Task description: Locate all lines with the word "this" and copy them out.

Input rows:
===============
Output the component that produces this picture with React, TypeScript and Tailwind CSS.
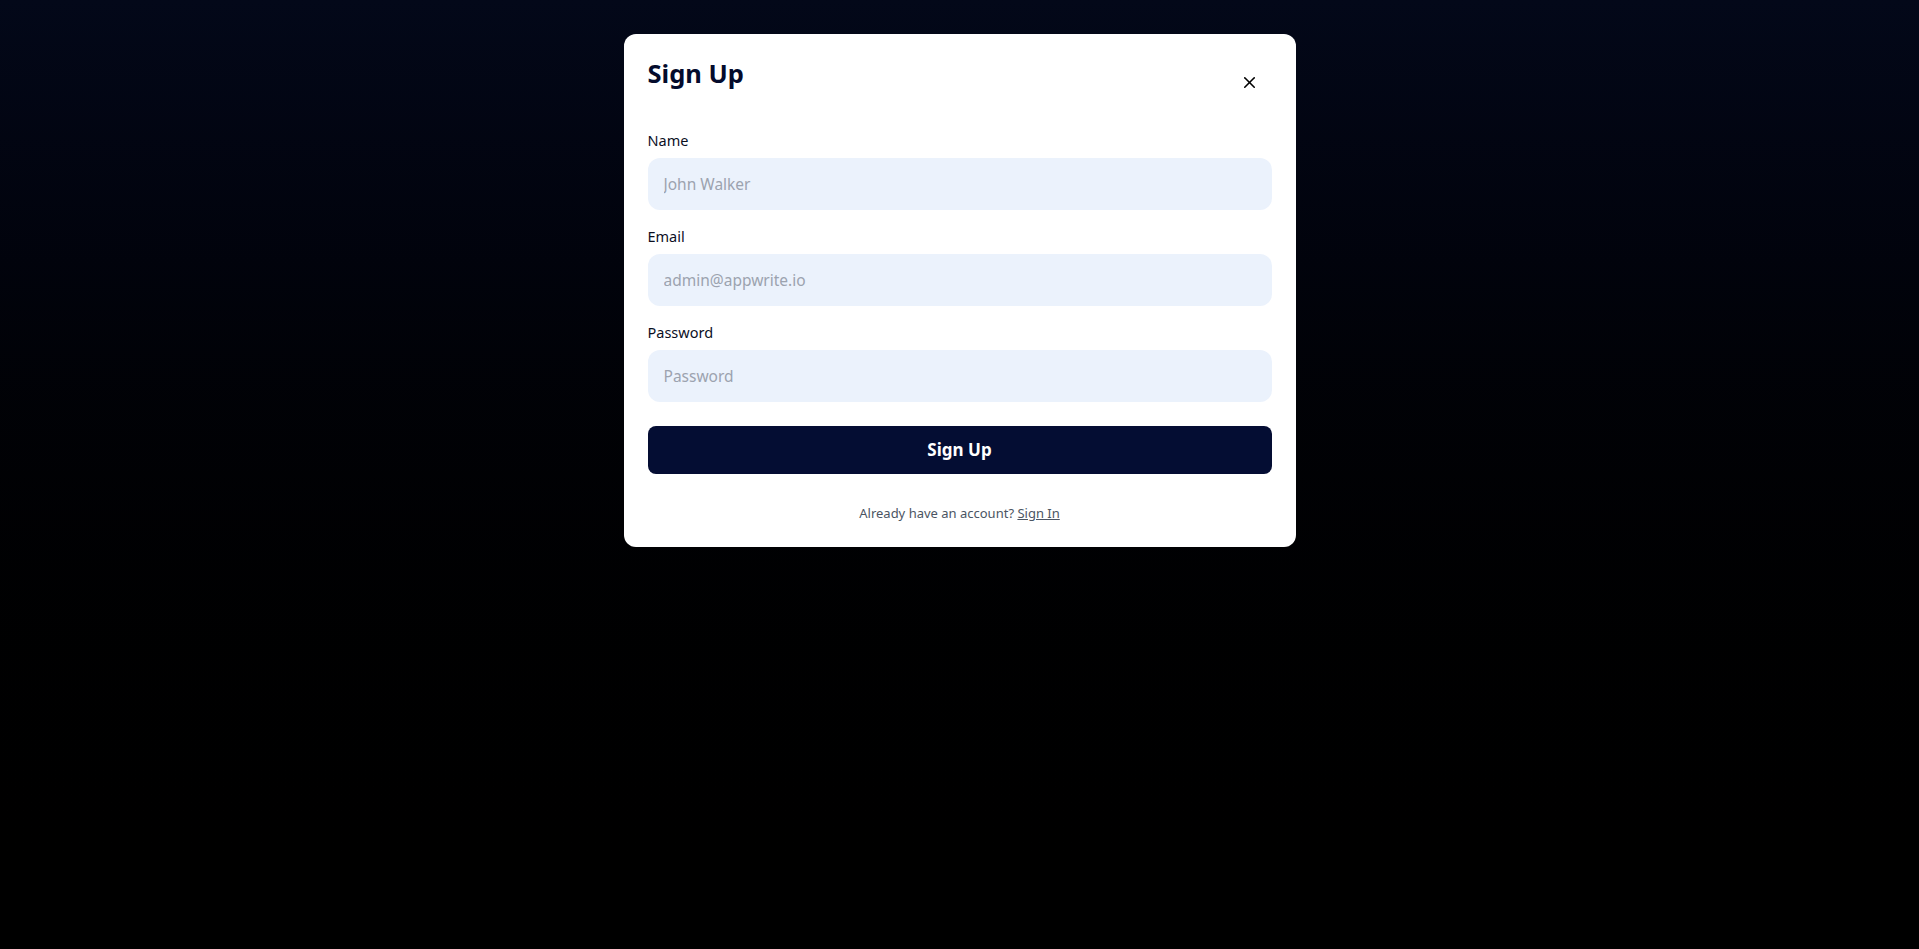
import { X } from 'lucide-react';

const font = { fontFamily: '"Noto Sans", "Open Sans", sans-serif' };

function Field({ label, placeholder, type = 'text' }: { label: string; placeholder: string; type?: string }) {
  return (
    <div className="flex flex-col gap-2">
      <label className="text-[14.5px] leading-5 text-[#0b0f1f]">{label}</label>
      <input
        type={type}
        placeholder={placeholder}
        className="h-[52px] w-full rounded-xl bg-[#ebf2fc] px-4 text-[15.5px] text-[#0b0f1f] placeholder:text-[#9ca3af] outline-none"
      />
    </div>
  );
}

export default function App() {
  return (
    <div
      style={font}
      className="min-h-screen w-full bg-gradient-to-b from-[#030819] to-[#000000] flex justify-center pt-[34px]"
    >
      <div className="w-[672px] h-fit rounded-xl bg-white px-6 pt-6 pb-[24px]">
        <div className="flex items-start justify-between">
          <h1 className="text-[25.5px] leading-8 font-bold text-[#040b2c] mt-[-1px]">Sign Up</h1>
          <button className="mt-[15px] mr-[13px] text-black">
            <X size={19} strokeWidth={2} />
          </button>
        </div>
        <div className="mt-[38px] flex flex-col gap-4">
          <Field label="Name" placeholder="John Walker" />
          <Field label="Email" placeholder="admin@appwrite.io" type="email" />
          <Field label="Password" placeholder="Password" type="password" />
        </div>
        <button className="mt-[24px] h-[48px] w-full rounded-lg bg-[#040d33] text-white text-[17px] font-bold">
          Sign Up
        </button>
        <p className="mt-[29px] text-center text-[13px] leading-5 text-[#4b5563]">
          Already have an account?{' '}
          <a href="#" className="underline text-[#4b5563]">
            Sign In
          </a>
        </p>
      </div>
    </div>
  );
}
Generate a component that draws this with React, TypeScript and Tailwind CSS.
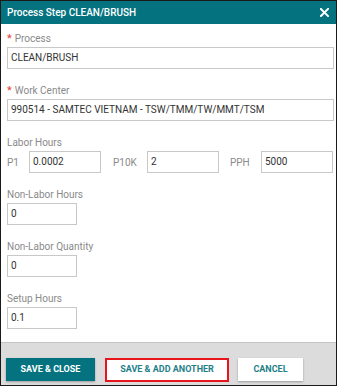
===============
Written answer:
Output the component that produces this picture with React, TypeScript and Tailwind CSS.
Generate a component that draws this with React, TypeScript and Tailwind CSS.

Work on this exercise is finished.